Stacey Alexander: A Tall Man At The New York World's Fair

  • Saturday, February 4, 2023

It was 1963. My location, for all those seeking modern culture, was the best in the world. This was what it was all about. See, this is my first memory of this beautiful thing we call life. I was three years old. And I was lost in a crowd at the New York World’s Fair.

 There was a hand, a delicate thing that I loved that was always there. The hand was attached to a slender thing that grownups called an arm. It was a beautiful thing. It was great until it disappeared. Then I was off on my journey.  I began floating along in a sea of legs with an occasional blast of light escaping through the hoard down to my knee-high area. I was fine. I guess I probably needed a break after hearing my parents arguing about sore feet and the cost of things. Where I was off to, well, it didn’t matter. It still doesn’t. It’s not the location. It’s the trip.

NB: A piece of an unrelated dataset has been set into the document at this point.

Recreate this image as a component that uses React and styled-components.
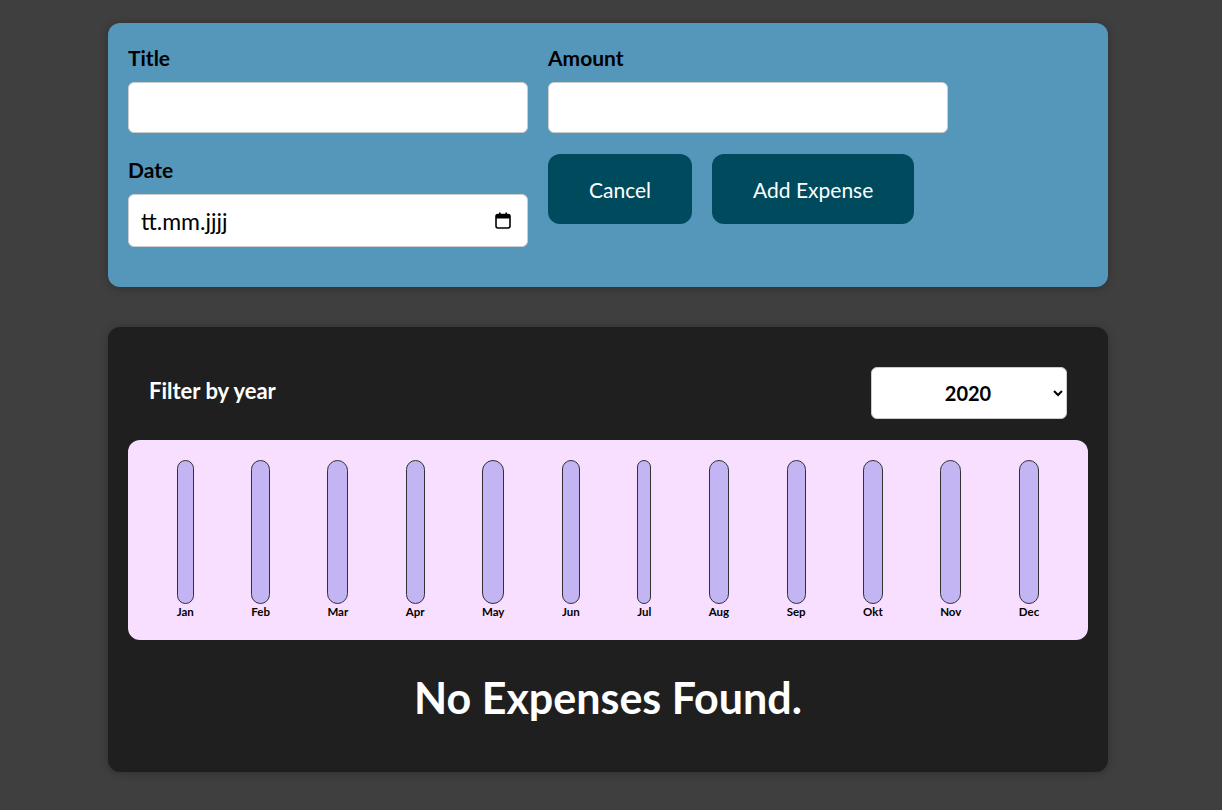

 Did they want to drop off some baggage? They picked a good place to do it if they did. Was I a devil child? I’m sure I was. I thought I was fitting in. They were a good group to hang with but you don’t know what’s in somebody else’s mind. I never suffered from abandonment issues.

 After an hour or two, or three, I was lifted on a tall man’s shoulders. Then I saw what it was like from the eagle's nest. It was much better. Especially since the tall man bought me ice cream. I was fine. Why didn’t my dad have me up on his shoulders in the first place? Seeing the sites from up there was awesome, knowing it was time for all the others to struggle down below made me happy. The place was packed. It wasn’t nearly as hot up there either — my ice cream seemingly lasted forever — and the chances of getting trampled are much less.

 Then I saw a couple of familiar faces, one with tears rolling down her face. But those tears dried up quickly. And there was that beautiful hand and arm again. A hand and arm that was never too violent, but on the rare occasion that a food fight with my siblings erupted. 

 Now as I grow old, I look back at my first memory as a human being and I know things are fragile, and fate plays a hand … but without a doubt, the most important thing is … ice cream.